Ruhlar Evi’ni Şili’de 1973 darbesinden hemen sonra yazabilirdim. Tamamlamam 8 yıldan fazla sürdü çünkü olanı biteni sindirebilmem için o zamana ihtiyacım vardı... Sanırım şu an olanlarla ilgili de aynını yapacağım.

Küresel salgının önceliklerimize nasıl yaklaşmamız gerektiğini öğrettiğini ve gerçekliğimizi gösterdiğini belirten yazar sözlerini şöyle sürdürdü: 

Gerçekliğimiz eşitsizlik: Kimileri tecridi Karayipler’deki yatında geçirirken başkalarının aç kalması.

Ayrıca hepimizin büyük bir aile olduğunu öğretiyor. Wuhan’da bir insanın başına gelen, tüm gezegenin başına, hepimizin başına geliyor. (...) Ortada duvar, insanları ayırabilecek duvarlar yok.

Yaratıcı insanlar, sanatçılar, bilim insanları, gençlerin tümü, kadınların çoğu; hepsi yeni normalin üzerine düşünüyor. Daha önceki normale dönmek istemiyorlar. Bu zamanımızın en önemli sorusu: Başka bir dünya hayali. Ona erişmek zorundayız.

Peki bu yeni dünyanın farkı ne olacak? Allende şöyle devam ediyor:

Patriyarkanın sonu olacak. Dünyayı yöneten bu yabani adamlar son bulacak. Erkeklerin ve kadınların gezegeni yönetmekte eşit paya sahip olacakları bir dünya olacak. (...)

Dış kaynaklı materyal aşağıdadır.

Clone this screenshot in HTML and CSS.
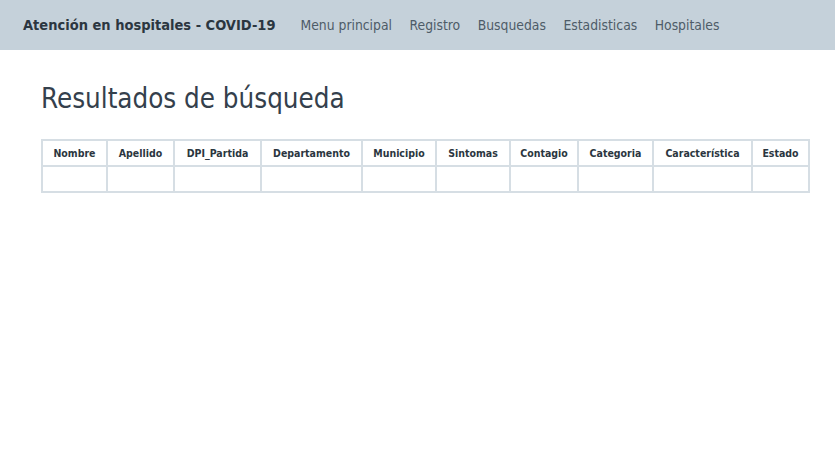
FILE: index.html
```html
<!DOCTYPE html>
<html lang="es">
<head>
<meta charset="utf-8">
<title>Resultados de búsqueda</title>
<link rel="stylesheet" href="styles.css">
</head>
<body>
<header class="navbar">
  <span class="brand">Atención en hospitales - COVID-19</span>
  <nav class="nav">
    <a class="nav-link" href="#">Menu principal</a>
    <a class="nav-link" href="#">Registro</a>
    <a class="nav-link" href="#">Busquedas</a>
    <a class="nav-link" href="#">Estadisticas</a>
    <a class="nav-link" href="#">Hospitales</a>
  </nav>
</header>
<main class="content">
  <h1 class="title">Resultados de búsqueda</h1>
  <table class="results">
    <colgroup>
      <col class="c1"><col class="c2"><col class="c3"><col class="c4"><col class="c5">
      <col class="c6"><col class="c7"><col class="c8"><col class="c9"><col class="c10">
    </colgroup>
    <thead>
      <tr>
        <th>Nombre</th><th>Apellido</th><th>DPI_Partida</th><th>Departamento</th><th>Municipio</th>
        <th>Sintomas</th><th>Contagio</th><th>Categoria</th><th>Característica</th><th>Estado</th>
      </tr>
    </thead>
    <tbody>
      <tr><td></td><td></td><td></td><td></td><td></td><td></td><td></td><td></td><td></td><td></td></tr>
    </tbody>
  </table>
</main>
</body>
</html>
```
FILE: styles.css
```css
html, body {
  margin: 0;
  padding: 0;
  background: #ffffff;
  font-family: "DejaVu Sans Condensed", "DejaVu Sans", sans-serif;
  color: #2c3e50;
}
.navbar {
  height: 50px;
  background: #c5d1da;
  display: flex;
  align-items: center;
  padding-left: 23px;
  box-sizing: border-box;
}
.brand {
  font-weight: bold;
  font-size: 14.5px;
  color: #2b3640;
  margin-right: 25px;
}
.nav {
  display: flex;
  gap: 17.5px;
}
.nav-link {
  font-size: 13.8px;
  color: #4e5c68;
  text-decoration: none;
}
.content {
  padding: 0 41px;
}
.title {
  margin: 0;
  padding-top: 32px;
  font-size: 27.5px;
  font-weight: normal;
  color: #34404c;
  line-height: 32px;
}
.results {
  margin-top: 25px;
  border-collapse: collapse;
  table-layout: fixed;
  width: 767px;
  border: 2px solid #d6dee4;
}
.results th, .results td {
  border: 2px solid #d6dee4;
  height: 24px;
  padding: 0;
  text-align: center;
}
.results th {
  font-size: 10.5px;
  font-weight: bold;
  color: #2b3640;
}
.c1 { width: 65px; }
.c2 { width: 67px; }
.c3 { width: 87px; }
.c4 { width: 101px; }
.c5 { width: 74px; }
.c6 { width: 74px; }
.c7 { width: 68px; }
.c8 { width: 75px; }
.c9 { width: 99px; }
.c10 { width: 57px; }
```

Bırakalım dünyayı yöneten şiddet ve açgözlülük değil dayanışma, tutku ve umut olsun. İstediğimiz dünya bu, içinde doğaya ve diğer türlere saygı olan bir dünya.

Gençler bizim paramparça ettiğimiz bir dünya miras alacak. Eğer gezegen kurtarılabilirse, onu kurtarmak zorunda olanlar bu gençler olacak. Olumlu bir çözümleri olduğunu umuyorum.

Allende açıklamasında ABD’deki güncel protestolara da değinerek, bu gösterilerin ırksal adaletle ilgili olduğunu, bunun da yoksulluk sorunuyla doğrudan ilişkili olduğunu vurguladı. Yazar sözlerini şöyle sürdürdü: 

Bu ülkenin en yoksulları kim? Sağlık güvencesi en kötü durumda olan, işsizlikle en çok karşı karşıya kalan, polis şiddetine en çok maruz kalan, hapse daha sık atılanlar kim? Afrika kökenli Amerikalılar.

Büyük bir küresel ekonomik krizin yaşandığına dikkat çeken yazar, “Bu da daha fazla işsizliğe, daha fazla yoksulluğa ve dolayısıyla daha fazla şiddete yol açacak. Daha fazla protesto olacak, devasa protestolar. Bu sorunlar mermiyle veya biber gazıyla çözülemez. Bunlar ancak kökteki sorunların ele alınmasıyla çözülebilir. Bunlar kökleşmiş sorunlar, kökleri köleliğin olduğu döneme dayanıyor" dedi.